▶ [SOURCE EXCERPT]
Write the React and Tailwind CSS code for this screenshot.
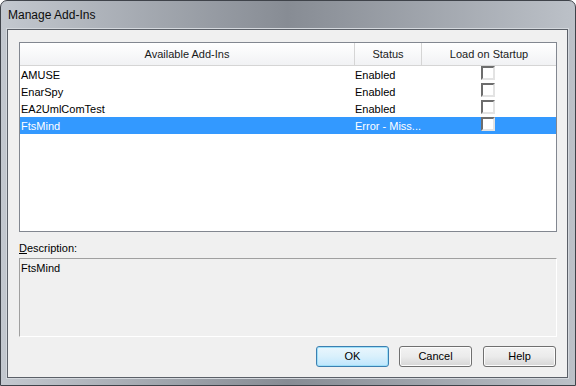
import React from 'react'

const rows = [
    { name: 'AMUSE', status: 'Enabled' },
    { name: 'EnarSpy', status: 'Enabled' },
    { name: 'EA2UmlComTest', status: 'Enabled' },
    { name: 'FtsMind', status: 'Error - Miss...', selected: true },
]

function Checkbox() {
    return (
        <div className="w-[14px] h-[14px] bg-white border-2 border-t-[#6d6d6d] border-l-[#6d6d6d] border-r-[#e3e3e3] border-b-[#e3e3e3]"></div>
    )
}

function Button({ children, primary }) {
    return (
        <button
            className={
                primary
                    ? 'w-[73px] h-[21px] rounded-[3px] border border-[#3c7fb1] bg-gradient-to-b from-[#eaf6fd] via-[#d9f0fc] to-[#bee6fd] text-[11px] text-black shadow-[inset_0_0_0_1px_#9fe0f8]'
                    : 'w-[73px] h-[21px] rounded-[3px] border border-[#707070] bg-gradient-to-b from-[#f3f3f3] via-[#ebebeb] to-[#d6d6d6] text-[11px] text-black shadow-[inset_0_0_0_1px_#fcfcfc]'
            }
        >
            {children}
        </button>
    )
}

export default function App() {
    return (
        <div className="w-[576px] h-[386px] flex flex-col rounded-t-[7px] border border-[#3f434a] bg-gradient-to-r from-[#c3c8cf] via-[#878c94] to-[#bcc1c8] pl-[6px] pr-[7px] pb-[7px] font-['Liberation_Sans',Arial,sans-serif] text-[11px] text-black">
            <div className="h-[28px] flex items-center pl-[1px] text-[12px] text-[#0c0c0c]">Manage Add-Ins</div>

            <div className="flex-1 flex flex-col border border-[#5b6068] bg-[#f0f0f0] pt-[12px] pl-[11px] pr-[10px] shadow-[0_0_0_1px_#d4d8dd]">
                <div className="h-[190px] flex flex-col border border-[#828790] bg-white">
                    <div className="h-[23px] grid grid-cols-[335px_67px_1fr] border-b border-[#d5d5d5] bg-gradient-to-b from-[#ffffff] to-[#f1f2f4] text-[#1a1a1a]">
                        <div className="flex items-center justify-center border-r border-[#d5d5d5]">Available Add-Ins</div>
                        <div className="flex items-center justify-center border-r border-[#d5d5d5]">Status</div>
                        <div className="flex items-center justify-center">Load on Startup</div>
                    </div>
                    {rows.map((row) => (
                        <div
                            key={row.name}
                            className={
                                'h-[17px] grid grid-cols-[335px_67px_1fr] leading-[17px] ' +
                                (row.selected ? 'bg-[#3399ff] text-white' : 'text-black')
                            }
                        >
                            <div className="pl-[1px] pt-[1px]">{row.name}</div>
                            <div className="pt-[1px] whitespace-nowrap overflow-hidden">{row.status}</div>
                            <div className="flex justify-center pr-[2px]">
                                <Checkbox />
                            </div>
                        </div>
                    ))}
                </div>

                <div className="mt-[8px] h-[16px] leading-[16px]">
                    <span className="underline">D</span>escription:
                </div>
                <div className="mt-[2px] h-[79px] border border-t-[#a0a0a0] border-l-[#a0a0a0] border-r-white border-b-white pl-[1px] pt-[1px] text-black">
                    FtsMind
                </div>

                <div className="mt-[9px] flex justify-end gap-[10px] pr-[1px]">
                    <Button primary>OK</Button>
                    <Button>Cancel</Button>
                    <div className="ml-[1px]">
                        <Button>Help</Button>
                    </div>
                </div>
            </div>
        </div>
    )
}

▶ [STATED TASK]
Drop the images and repeat the data exactly.

▶ [REPLY TO THE TASK]
Write the React and Tailwind CSS code for this screenshot.
import React from 'react'

const rows = [
    { name: 'AMUSE', status: 'Enabled' },
    { name: 'EnarSpy', status: 'Enabled' },
    { name: 'EA2UmlComTest', status: 'Enabled' },
    { name: 'FtsMind', status: 'Error - Miss...', selected: true },
]

function Checkbox() {
    return (
        <div className="w-[14px] h-[14px] bg-white border-2 border-t-[#6d6d6d] border-l-[#6d6d6d] border-r-[#e3e3e3] border-b-[#e3e3e3]"></div>
    )
}

function Button({ children, primary }) {
    return (
        <button
            className={
                primary
                    ? 'w-[73px] h-[21px] rounded-[3px] border border-[#3c7fb1] bg-gradient-to-b from-[#eaf6fd] via-[#d9f0fc] to-[#bee6fd] text-[11px] text-black shadow-[inset_0_0_0_1px_#9fe0f8]'
                    : 'w-[73px] h-[21px] rounded-[3px] border border-[#707070] bg-gradient-to-b from-[#f3f3f3] via-[#ebebeb] to-[#d6d6d6] text-[11px] text-black shadow-[inset_0_0_0_1px_#fcfcfc]'
            }
        >
            {children}
        </button>
    )
}

export default function App() {
    return (
        <div className="w-[576px] h-[386px] flex flex-col rounded-t-[7px] border border-[#3f434a] bg-gradient-to-r from-[#c3c8cf] via-[#878c94] to-[#bcc1c8] pl-[6px] pr-[7px] pb-[7px] font-['Liberation_Sans',Arial,sans-serif] text-[11px] text-black">
            <div className="h-[28px] flex items-center pl-[1px] text-[12px] text-[#0c0c0c]">Manage Add-Ins</div>

            <div className="flex-1 flex flex-col border border-[#5b6068] bg-[#f0f0f0] pt-[12px] pl-[11px] pr-[10px] shadow-[0_0_0_1px_#d4d8dd]">
                <div className="h-[190px] flex flex-col border border-[#828790] bg-white">
                    <div className="h-[23px] grid grid-cols-[335px_67px_1fr] border-b border-[#d5d5d5] bg-gradient-to-b from-[#ffffff] to-[#f1f2f4] text-[#1a1a1a]">
                        <div className="flex items-center justify-center border-r border-[#d5d5d5]">Available Add-Ins</div>
                        <div className="flex items-center justify-center border-r border-[#d5d5d5]">Status</div>
                        <div className="flex items-center justify-center">Load on Startup</div>
                    </div>
                    {rows.map((row) => (
                        <div
                            key={row.name}
                            className={
                                'h-[17px] grid grid-cols-[335px_67px_1fr] leading-[17px] ' +
                                (row.selected ? 'bg-[#3399ff] text-white' : 'text-black')
                            }
                        >
                            <div className="pl-[1px] pt-[1px]">{row.name}</div>
                            <div className="pt-[1px] whitespace-nowrap overflow-hidden">{row.status}</div>
                            <div className="flex justify-center pr-[2px]">
                                <Checkbox />
                            </div>
                        </div>
                    ))}
                </div>

                <div className="mt-[8px] h-[16px] leading-[16px]">
                    <span className="underline">D</span>escription:
                </div>
                <div className="mt-[2px] h-[79px] border border-t-[#a0a0a0] border-l-[#a0a0a0] border-r-white border-b-white pl-[1px] pt-[1px] text-black">
                    FtsMind
                </div>

                <div className="mt-[9px] flex justify-end gap-[10px] pr-[1px]">
                    <Button primary>OK</Button>
                    <Button>Cancel</Button>
                    <div className="ml-[1px]">
                        <Button>Help</Button>
                    </div>
                </div>
            </div>
        </div>
    )
}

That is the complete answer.